Create and Cultivate's Jaclyn Johnson on Self-Care, Screen Time, and Saying "No"

There are thousands of women filling seats for inspiring panels at Create and Cultivate, eager for business advice from powerhouses in the room like Jenna Dewan, Deepica Mutyala, Kourtney Kardashian, and Cindy Eckert, and in the center of it all is Jaclyn Johnson. The powerhouse in her own right is the founder of the company, which is an online platform and offline conference for women looking to create and cultivate the career of their dreams. You might also know Jaclyn from her book WorkParty or the popular podcast of the same name.

How did she get here? Jaclyn's story is an inspiring one, and advice from her is abundant on the internet (lucky for you). After she was laid off from a job four months after moving from NYC to LA, Jaclyn's entrepreneurial instincts kicked in and ultimately led to her to creating a successful business and landing a spot on Forbes 30 under 30 in 2015. POPSUGAR got down to the nitty-gritty with the busy CEO during San Francisco's C&C conference on Sept. 21 with a chat about self-care, screen time, and saying "no."

POPSUGAR: How do you know what to say "yes" to and what to say "no" to, especially in the age of burnout? Are you one of those "say no to everything" people?
Jaclyn Johnson: I'm the opposite. I'm almost like, "Say yes to everything," which is probably to a fault. I think I've gotten better as time goes on to really think about what is going to make an impact, both personally and professionally for the brand and business and myself and where I spend my time. As someone who asks a lot of other people to come and share their time and wisdom, I'm very much wanting to give back in those ways, too. So I really try and prioritize.

"Sometimes by sheer luck, which is very much like my story, your passion project can become your full-time job."

PS: How do you reprioritize when there are too many things on your plate?
JJ: It's just being able to push back politely. Figuring out your own deadlines. I think we live in a culture where everything's due ASAP. Everyone needs things right now. And I think the reality is we've just gotten used to that. There is opportunity to say, "I can do this, but I can't get it to you until this time" or whatever it might be.

PS: In that same vein, what does self-care look like for you?
JJ: For me, I would say sleep is my biggest form of self-care. I need eight hours — it's something that I am 100 percent religious about. But I think also just downtime; I'm a huge fan, and my husband makes fun of me, but after a long event like this, I will stay in bed and binge-watch Netflix and order Thai food and not move, and that feels really good to me.

Smith House Photo

PS: Do you believe in limiting screen time, or is it impossible when you have to be plugged in constantly?
JJ: I do. I feel like I have more screen time on my computer than I do on my phone. I'm really good about disconnecting on the weekends, and now that it tells you how much time you're spending, it's been a really big eye-opening experience. I'm not one of those people that's constantly filming — I love watching people do that. It's really fun, but at the same time, for me, I go so hard in my professional life, I feel like it's very challenging for me to do both.

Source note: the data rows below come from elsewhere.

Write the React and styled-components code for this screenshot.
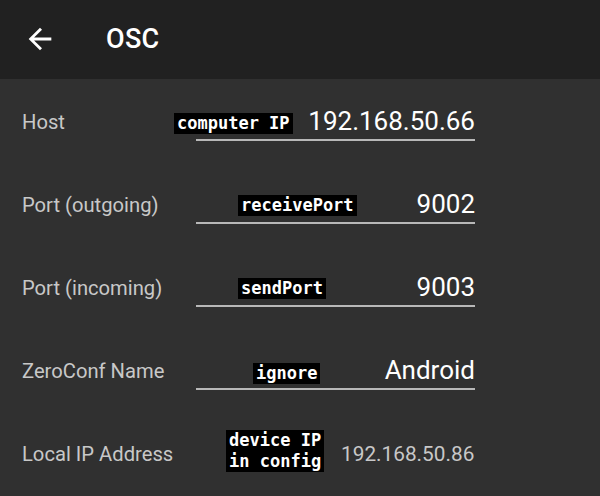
import React from 'react'
import styled, { createGlobalStyle } from 'styled-components'

const Global = createGlobalStyle`
  html, body {
    margin: 0;
    padding: 0;
    background: #303030;
  }
  body {
    font-family: Roboto, "Liberation Sans", sans-serif;
    width: 600px;
    height: 496px;
    overflow: hidden;
  }
`

const rows = [
  { label: 'Host', value: '192.168.50.66', note: 'computer IP', left: 174, top: 34 },
  { label: 'Port (outgoing)', value: '9002', note: 'receivePort', left: 238, top: 33 },
  { label: 'Port (incoming)', value: '9003', note: 'sendPort', left: 238, top: 33 },
  { label: 'ZeroConf Name', value: 'Android', note: 'ignore', left: 253, top: 35 },
]

const BackArrow = () => (
  <svg width="34" height="34" viewBox="0 0 24 24" fill="#fff">
    <path d="M20 11H7.83l5.59-5.59L12 4l-8 8 8 8 1.41-1.41L7.83 13H20v-2z" />
  </svg>
)

const App = () => {
  return <Page>
    <Global />
    <Toolbar>
      <BackButton type='button'><BackArrow /></BackButton>
      <Title>OSC</Title>
    </Toolbar>
    <List>
      {rows.map(r => (
        <Row key={r.label}>
          <Label>{r.label}</Label>
          <Field>
            <Value>{r.value}</Value>
          </Field>
          <Note $left={r.left} $top={r.top}>{r.note}</Note>
        </Row>
      ))}
      <Row>
        <Label>Local IP Address</Label>
        <StaticValue>192.168.50.86</StaticValue>
        <Note $left={226} $top={19}>device IP<br />in config</Note>
      </Row>
    </List>
  </Page>
}

const Page = styled.div`
  width: 600px;
  height: 496px;
  background: #303030;
  display: flex;
  flex-direction: column;
`

const Toolbar = styled.div`
  height: 79px;
  background: #212121;
  display: flex;
  align-items: center;
  padding-left: 23px;
  box-sizing: border-box;
`

const BackButton = styled.button`
  background: none;
  border: none;
  padding: 0;
  width: 34px;
  height: 34px;
  display: flex;
  margin-top: -2px;
  cursor: pointer;
`

const Title = styled.h1`
  margin: -1px 0 0 49px;
  color: #fff;
  font-size: 27px;
  font-weight: 500;
  letter-spacing: 0.3px;
`

const List = styled.div`
  display: flex;
  flex-direction: column;
`

const Row = styled.div`
  position: relative;
  height: 83px;
  display: flex;
  align-items: center;
  padding-left: 22px;
`

const Label = styled.div`
  width: 174px;
  padding-top: 3px;
  color: #c8c8c8;
  font-size: 20.2px;
`

const Field = styled.div`
  width: 279px;
  height: 38px;
  box-sizing: content-box;
  border-bottom: 2px solid #b8b8b8;
  display: flex;
  align-items: flex-end;
  justify-content: flex-end;
`

const Value = styled.span`
  color: #fff;
  font-size: 26px;
  line-height: 1;
  padding-bottom: 5px;
`

const StaticValue = styled.span`
  margin-left: 145px;
  padding-top: 3px;
  color: #c8c8c8;
  font-size: 20.8px;
`

const Note = styled.div`
  position: absolute;
  left: ${p => p.$left}px;
  top: ${p => p.$top}px;
  background: #000;
  color: #fff;
  font-family: "DejaVu Sans Mono", monospace;
  font-weight: bold;
  font-size: 17px;
  line-height: 21px;
  padding: 0 3px;
  white-space: nowrap;
`

export default App
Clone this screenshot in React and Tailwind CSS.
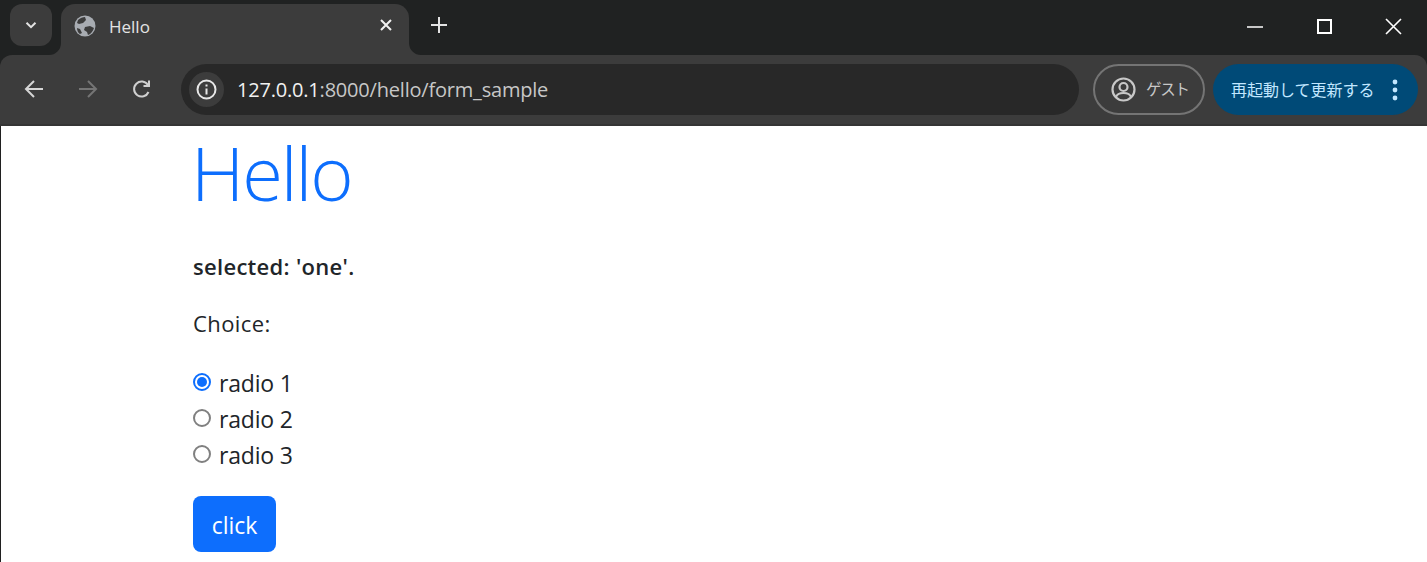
import React from "react";

const sans = '"Open Sans","Noto Sans CJK JP",sans-serif';

function Radio({ checked, label }) {
  return (
    <label className="flex h-9 items-center">
      <span className={`box-border flex h-[18px] w-[18px] -translate-y-px items-center justify-center rounded-full border-2 bg-white ${checked ? "border-[#0d6efd]" : "border-[#808080]"}`}>
        {checked && <span className="h-[10px] w-[10px] rounded-full bg-[#0d6efd]" />}
      </span>
      <span className="ml-2 text-[23px] tracking-[-0.2px] text-[#212529]">{label}</span>
    </label>
  );
}

export default function App() {
  return (
    <div className="h-[562px] w-[1427px] overflow-hidden bg-white" style={{ fontFamily: sans }}>
      {/* tab strip */}
      <div className="flex h-[55px] items-start bg-[#202222] pl-[10px] pt-1">
        <div className="flex h-[42px] w-[42px] items-center justify-center rounded-xl bg-[#3c3c3c]">
          <svg width="14" height="14" viewBox="0 0 14 14" fill="none" stroke="#e3e3e3" strokeWidth="2"><path d="M2.5 4.8 7 9.2l4.5-4.4" /></svg>
        </div>
        <div className="relative ml-[9px] flex h-[51px] w-[348px] items-start rounded-t-[14px] bg-[#3c3c3c] pl-[13px] pr-4 pt-[11px]">
          <svg className="absolute bottom-0 left-[-12px]" width="12" height="12" viewBox="0 0 12 12" fill="#3c3c3c"><path d="M12 0A12 12 0 0 1 0 12H12Z" /></svg>
          <svg className="absolute bottom-0 right-[-12px]" width="12" height="12" viewBox="0 0 12 12" fill="#3c3c3c"><path d="M0 0A12 12 0 0 0 12 12H0Z" /></svg>
          <svg width="22" height="22" viewBox="0 0 22 22">
            <circle cx="11" cy="11" r="10.5" fill="#a8acb2" />
            <path d="M4 5c2-2 5-3 7-3l1 3-3 3-4 1-2-1zM11 12l5-1 4 2c-1 3-3 6-6 7l-1-3-3-2zM3 13l3 1 2 4-2 1c-2-1-3-4-3-6z" fill="#3c3c3c" />
          </svg>
          <span className="ml-[13px] mt-[1px] text-[17px] leading-[22px] text-[#e3e3e3]">Hello</span>
          <svg className="ml-auto mt-[3px]" width="14" height="14" viewBox="0 0 14 14" stroke="#f0f0f0" strokeWidth="2"><path d="M2 2l10 10M12 2 2 12" /></svg>
        </div>
        <svg className="ml-[22px] mt-[13px]" width="16" height="16" viewBox="0 0 16 16" stroke="#e3e3e3" strokeWidth="2"><path d="M8 0v16M0 8h16" /></svg>
        <div className="ml-auto flex items-center pt-[14px]">
          <svg width="16" height="16" viewBox="0 0 16 16" stroke="#fff" strokeWidth="1.5"><path d="M0 8h16" /></svg>
          <svg className="ml-[54px]" width="15" height="15" viewBox="0 0 15 15" fill="none" stroke="#fff" strokeWidth="2"><rect x="1" y="1" width="13" height="13" /></svg>
          <svg className="ml-[53px] mr-[25px]" width="17" height="17" viewBox="0 0 17 17" stroke="#fff" strokeWidth="1.6"><path d="M1 1l15 15M16 1 1 16" /></svg>
        </div>
      </div>

      {/* toolbar */}
      <div className="h-[71px] bg-[#202222]">
        <div className="flex h-[71px] items-start rounded-t-xl border-b-2 border-[#353535] bg-[#3c3c3c] pl-[24px] pt-[9px]">
          <svg className="mt-[15px]" width="20" height="20" viewBox="0 0 20 20" fill="none" stroke="#d6d6d6" strokeWidth="2"><path d="M19 10H2M10 2l-8 8 8 8" /></svg>
          <svg className="ml-[34px] mt-[15px]" width="20" height="20" viewBox="0 0 20 20" fill="none" stroke="#757575" strokeWidth="2"><path d="M1 10h17M10 2l8 8-8 8" /></svg>
          <svg className="ml-[34px] mt-[15px]" width="20" height="20" viewBox="0 0 20 20" fill="none" stroke="#d0d0d0" strokeWidth="2"><path d="M16.5 13a7.5 7.5 0 1 1-.6-7M17 1.5V7h-5.5" /></svg>
          <div className="ml-[29px] flex h-[51px] w-[898px] items-center rounded-full bg-[#282828] pl-2">
            <div className="flex h-[35px] w-[35px] items-center justify-center rounded-full bg-[#3c3c3c]">
              <svg width="21" height="21" viewBox="0 0 21 21" fill="none" stroke="#e8e8e8" strokeWidth="2"><circle cx="10.5" cy="10.5" r="9" /><path d="M10.5 9.5v6M10.5 5.5v2" /></svg>
            </div>
            <span className="ml-[13px] text-[20px] tracking-[-0.2px] text-[#c7c7c7]"><span className="text-[#f1f1f1]">127.0.0.1</span>:8000/hello/form_sample</span>
          </div>
          <div className="ml-[14px] box-border flex h-[51px] w-[112px] items-center rounded-full border-2 border-[#747474] pl-[16px]">
            <svg width="25" height="25" viewBox="0 0 25 25" fill="none" stroke="#c8c8c8" strokeWidth="2.2"><circle cx="12.5" cy="12.5" r="11" /><circle cx="12.5" cy="10" r="4" /><path d="M5 20c1-3 4-4 7.5-4s6.5 1 7.5 4" /></svg>
            <span className="ml-[10px] text-[15.5px] tracking-[-1.2px] text-[#c7c7c7]">ゲスト</span>
          </div>
          <div className="ml-2 flex h-[51px] w-[205px] items-center rounded-full bg-[#004a77] pl-[18px]">
            <span className="whitespace-nowrap text-[16px] text-[#c2e7ff]">再起動して更新する</span>
            <svg className="ml-[17px]" width="6" height="22" viewBox="0 0 6 22" fill="#c2e7ff"><circle cx="3" cy="3" r="2.4" /><circle cx="3" cy="11" r="2.4" /><circle cx="3" cy="19" r="2.4" /></svg>
          </div>
        </div>
      </div>

      {/* page */}
      <main className="h-[436px] border-l border-[#202020] pl-[190px]">
        <h1 className="pt-[2px] text-[74px] font-light leading-[90px] tracking-[-2px] text-[#0d6efd]">Hello</h1>
        <div className="pl-[2px]">
          <p className="mt-[31px] text-[22px] font-semibold leading-[34px] tracking-[0.3px] text-[#212529]">selected: 'one'.</p>
          <p className="mt-[23px] text-[22px] leading-[34px] tracking-[0.4px] text-[#212529]">Choice:</p>
          <div className="mt-[25px] flex flex-col">
            <Radio checked label="radio 1" />
            <Radio label="radio 2" />
            <Radio label="radio 3" />
          </div>
          <button className="mt-[23px] h-[56px] w-[83px] rounded-lg bg-[#0d6efd] pt-[2px] text-[23px] text-white">click</button>
        </div>
      </main>
    </div>
  );
}
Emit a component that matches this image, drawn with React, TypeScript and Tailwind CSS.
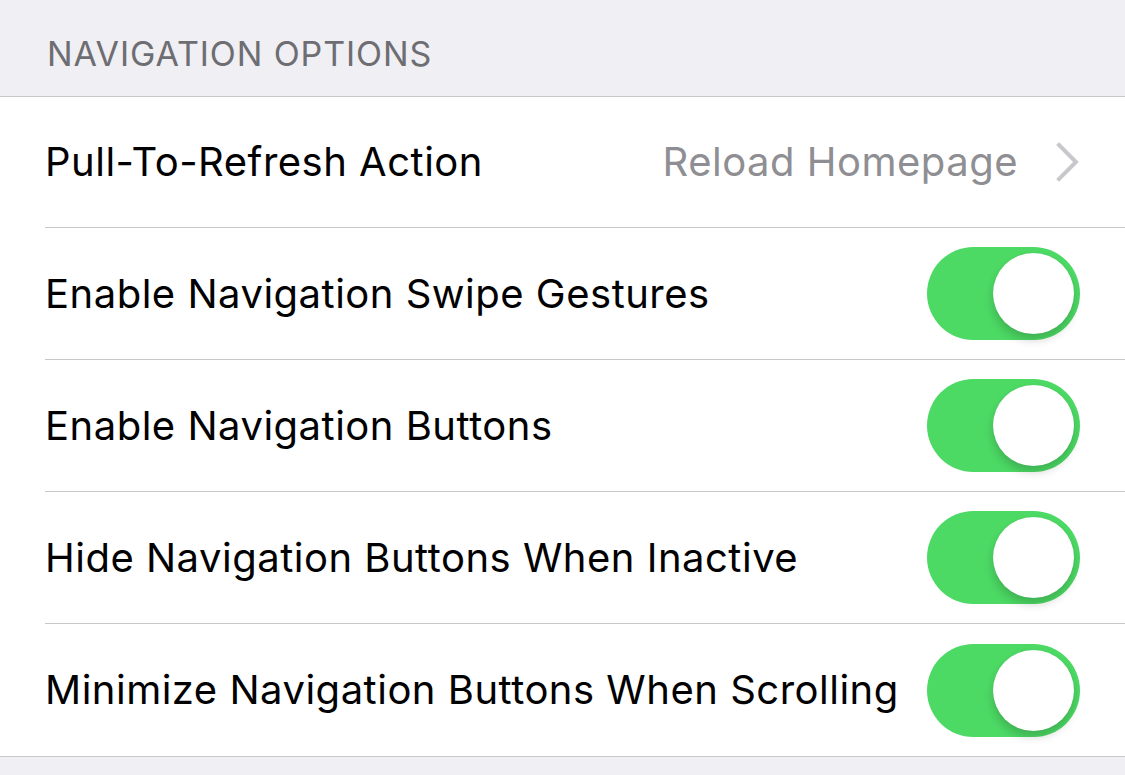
import React from "react";

const rows = [
  "Enable Navigation Swipe Gestures",
  "Enable Navigation Buttons",
  "Hide Navigation Buttons When Inactive",
  "Minimize Navigation Buttons When Scrolling",
];

function Toggle() {
  return (
    <div className="relative w-[153px] h-[93px] rounded-full bg-[#4cd964] shrink-0">
      <div className="absolute right-[6px] top-[6px] w-[81px] h-[81px] rounded-full bg-white shadow-[0_6px_10px_rgba(0,0,0,0.18),0_0_1px_rgba(0,0,0,0.1)]" />
    </div>
  );
}

export default function App() {
  return (
    <div
      className="w-[1125px] h-[775px] bg-[#efeff4] overflow-hidden"
      style={{ fontFamily: "Inter, 'Liberation Sans', sans-serif" }}
    >
      <div className="h-[96px] flex items-end pb-[25px] pl-[47px]">
        <span className="text-[34px] leading-none tracking-[0.9px] text-[#6d6d72]">
          NAVIGATION OPTIONS
        </span>
      </div>
      <div className="bg-white border-y border-[#c8c7cc]">
        <div className="pl-[45px]">
          <div className="h-[131px] flex items-center justify-between pr-[45px] border-b border-[#c8c7cc]">
            <span className="text-[40px] tracking-[0.5px] text-black">Pull-To-Refresh Action</span>
            <div className="flex items-center gap-[38px]">
              <span className="text-[40px] tracking-[0.5px] text-[#8e8e93]">Reload Homepage</span>
              <svg width="24" height="40" viewBox="0 0 24 40" fill="none">
                <path d="M3 3 L20 20 L3 37" stroke="#c7c7cc" strokeWidth="4" strokeLinecap="square" />
              </svg>
            </div>
          </div>
          {rows.map((label, i) => (
            <div
              key={label}
              className={
                "h-[132px] flex items-center justify-between pr-[45px] " +
                (i < rows.length - 1 ? "border-b border-[#c8c7cc]" : "")
              }
            >
              <span className="text-[40px] tracking-[0.5px] text-black">{label}</span>
              <Toggle />
            </div>
          ))}
        </div>
      </div>
    </div>
  );
}
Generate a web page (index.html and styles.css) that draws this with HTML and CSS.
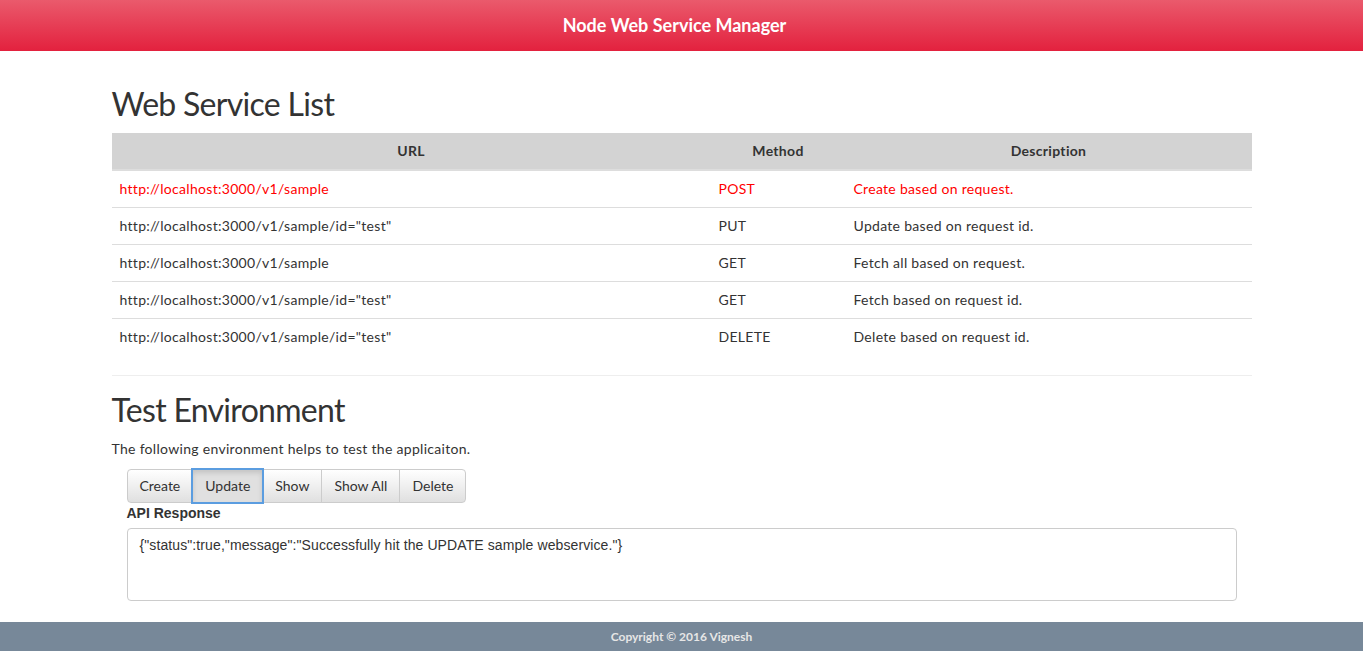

PS: What do you tell young people or recent college grads who don't have as much direction yet? Follow your passions? Get a "practical" job first? Both?
JJ: I think both. At the end of the day, it's really important, especially for women, to set yourself up for financial freedom. My mom taught me early on to be financially independent no matter what, so that's been something that has been really important to me — and then figuring out what your passion is and how you can profit from your passion if that's a possibility, or having a corporate job and having your passion on the side. I think all of those can really intersect. And then sometimes by sheer luck, which is very much like my story, your passion project can become your full-time job, which is amazing. It's really about finding that balance.

It's a different world now. I graduated college during the recession. So it was like, if you got a job, you were lucky, and now it's like no, I can be an influencer, I can do all these things, which is amazing to level the playing field across the board. But at the same time, there's a lot of risk — not stability. So there are pros and cons.

PS: What gets you excited about where the next generation is heading?
JJ: What I love about Gen Z is they're so empowered. I grew up in fashion-magazine culture — skinny, skinny, skinny. Diet, diet, diet. That's what we knew. The fact that [we have] this body positivity movement and are embracing gender in different ways is amazing. I'm so curious to see a group of women grow up without those beauty standards and what they'll do with that, because I think it's going to completely shift the industry.